Thank you to A-Squared Bikes, Vision Tech wheels and components, CUORE of Swiss clothing, and Hammer Nutrition. I’m incredibly fortunate to have such great support from these companies, and even more fortunate to be able to live this life. No thank you to my mechanics skills and my damn chest/rib muscles!

Thoughts

6th was not what I wanted out of this race, but given the talent in the field and the obstacles that I had to overcome (both mechanical and physical), I’m content. In order to break through to the next level I need to figure out what’s causing these lung cramps, as well as knock off another minute on my swim. If anyone has any idea why I’m getting these debilitating cramps, I’d like to hear your hypothesis. A little information on them:

  • They’re not side stitches. They’re up in my rib cage, usually lower to mid rib cage.
  • They’re not caused by too much food or too little salt.

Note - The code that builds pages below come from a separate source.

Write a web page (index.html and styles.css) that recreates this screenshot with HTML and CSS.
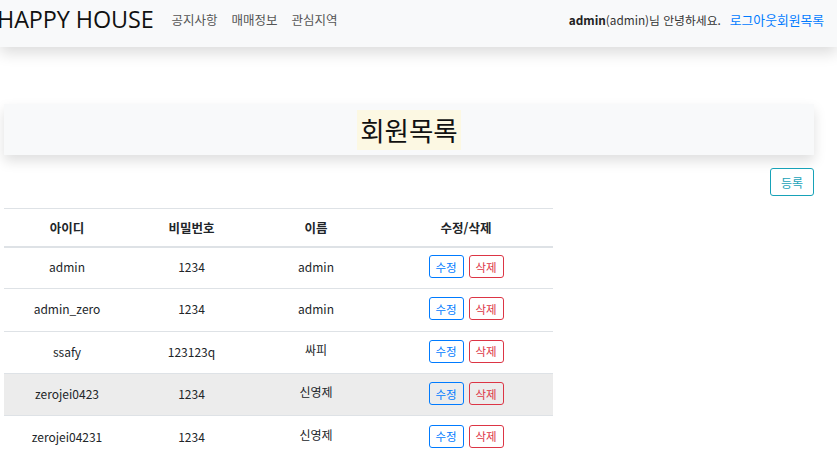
FILE: index.html
```html
<!DOCTYPE html>
<html lang="ko">
<head>
<meta charset="utf-8">
<link rel="stylesheet" href="styles.css">
</head>
<body>
<nav class="navbar">
  <div class="nav-left">
    <span class="brand">HAPPY HOUSE</span>
    <a class="nav-link">공지사항</a>
    <a class="nav-link">매매정보</a>
    <a class="nav-link">관심지역</a>
  </div>
  <div class="nav-right">
    <span class="greet"><b>admin</b>(admin)님 안녕하세요.</span>
    <a class="link">로그아웃</a><a class="link">회원목록</a>
  </div>
</nav>
<main class="content">
  <div class="title-box"><h2 class="title">회원목록</h2></div>
  <div class="actions"><button class="btn btn-info">등록</button></div>
  <table class="table">
    <thead>
      <tr><th class="c1">아이디</th><th class="c2">비밀번호</th><th class="c3">이름</th><th class="c4">수정/삭제</th></tr>
    </thead>
    <tbody>
      <tr><td>admin</td><td>1234</td><td>admin</td><td><button class="btn btn-sm btn-primary">수정</button><button class="btn btn-sm btn-danger">삭제</button></td></tr>
      <tr><td>admin_zero</td><td>1234</td><td>admin</td><td><button class="btn btn-sm btn-primary">수정</button><button class="btn btn-sm btn-danger">삭제</button></td></tr>
      <tr><td>ssafy</td><td>123123q</td><td class="up">싸피</td><td><button class="btn btn-sm btn-primary">수정</button><button class="btn btn-sm btn-danger">삭제</button></td></tr>
      <tr class="hover"><td>zerojei0423</td><td>1234</td><td class="up">신영제</td><td><button class="btn btn-sm btn-primary">수정</button><button class="btn btn-sm btn-danger">삭제</button></td></tr>
      <tr><td>zerojei04231</td><td>1234</td><td class="up">신영제</td><td><button class="btn btn-sm btn-primary">수정</button><button class="btn btn-sm btn-danger">삭제</button></td></tr>
    </tbody>
  </table>
</main>
</body>
</html>
```
FILE: styles.css
```css
* { box-sizing: border-box; }
html, body { margin: 0; padding: 0; background: #fff; }
body {
  font-family: "Noto Sans CJK KR", "Noto Sans", sans-serif;
  color: #212529;
  font-size: 12px;
  overflow: hidden;
}
.navbar {
  height: 47px;
  background: #f8f9fa;
  box-shadow: 0 6px 14px rgba(0,0,0,0.14);
  display: flex;
  align-items: center;
  justify-content: space-between;
  padding: 0 13px 8px 0;
  position: relative;
  z-index: 2;
}
.nav-left { display: flex; align-items: center; margin-left: -3px; }
.brand {
  font-family: "Open Sans", "Noto Sans", sans-serif;
  font-size: 23.4px;
  color: #111;
  margin-right: 11px;
  line-height: 1;
  letter-spacing: -0.1px;
}
.nav-link {
  font-size: 12.5px;
  color: #555;
  padding: 0 7px;
}
.nav-right { color: #333; display: flex; align-items: center; }
.greet { font-size: 11.8px; margin-right: 9px; }
.greet b { font-weight: 700; color: #222; }
.link { color: #007bff; font-size: 12.8px; }
.content { padding: 57px 23px 0 4px; }
.title-box {
  background: #f8f9fa;
  height: 51px;
  box-shadow: 0 6px 12px rgba(0,0,0,0.13);
  display: flex;
  align-items: center;
  justify-content: center;
}
.title {
  margin: 0;
  font-weight: 400;
  font-size: 26.5px;
  line-height: 40px;
  background: #fcf8e3;
  padding: 0 3px;
  color: #111;
}
.actions { display: flex; justify-content: flex-end; margin-top: 13px; padding-right: 0; }
.btn {
  font-family: inherit;
  background: #fff;
  border: 1px solid;
  border-radius: 3px;
  cursor: pointer;
}
.btn-info {
  border-color: #17a2b8;
  color: #17a2b8;
  font-size: 12px;
  height: 28px;
  width: 44px;
  padding: 0;
}
.table {
  width: 549px;
  border-collapse: collapse;
  margin-top: 12px;
  text-align: center;
  font-size: 12px;
}
.table th {
  font-weight: 700;
  font-size: 12.5px;
  border-top: 1px solid #dee2e6;
  border-bottom: 2px solid #dee2e6;
  height: 38px;
  padding: 0;
}
.table td {
  border-bottom: 1px solid #dee2e6;
  height: 42.3px;
  padding: 0 0 2px;
}
.table tr:last-child td { border-bottom: none; }
.c1 { width: 126px; }
.c2 { width: 123px; }
.c3 { width: 126px; }
.table td.up { padding-bottom: 6px; }
.hover td { background: #ececec; }
.btn-sm {
  font-size: 11.5px;
  height: 23px;
  width: 35px;
  padding: 0;
  margin: 0 2.5px;
  background: transparent;
}
.btn-primary { border-color: #007bff; color: #007bff; }
.btn-danger { border-color: #dc3545; color: #dc3545; }
```
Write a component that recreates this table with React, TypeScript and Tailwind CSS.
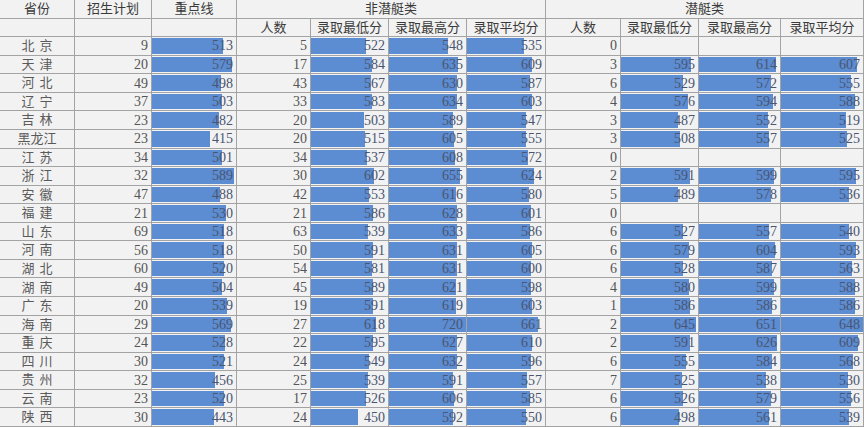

I’ve played around with both of those factors and they have nothing to do with it.
  • I have regular old asthma and take an inhaler, though it doesn’t seem to do anything for these cramps. I feel like the failing body part in this case is the muscles within the ribs and the intercostals, not the lungs themselves.
  • I never had these cramps as a cyclist. Not once. I believe that they’re caused from swimming and made worse during running.
  • I already belly breath, though maybe I need to do more.

Adelaide and I stayed in Los Cabos until Wednesday, surfing, playing in the ocean, sitting on the beach, eating nachos, and drinking margaritas and piña coladas at Zippers. If you haven’t raced it, I highly suggest this one. It’s a tough course, but San Jose del Cabo is awesome.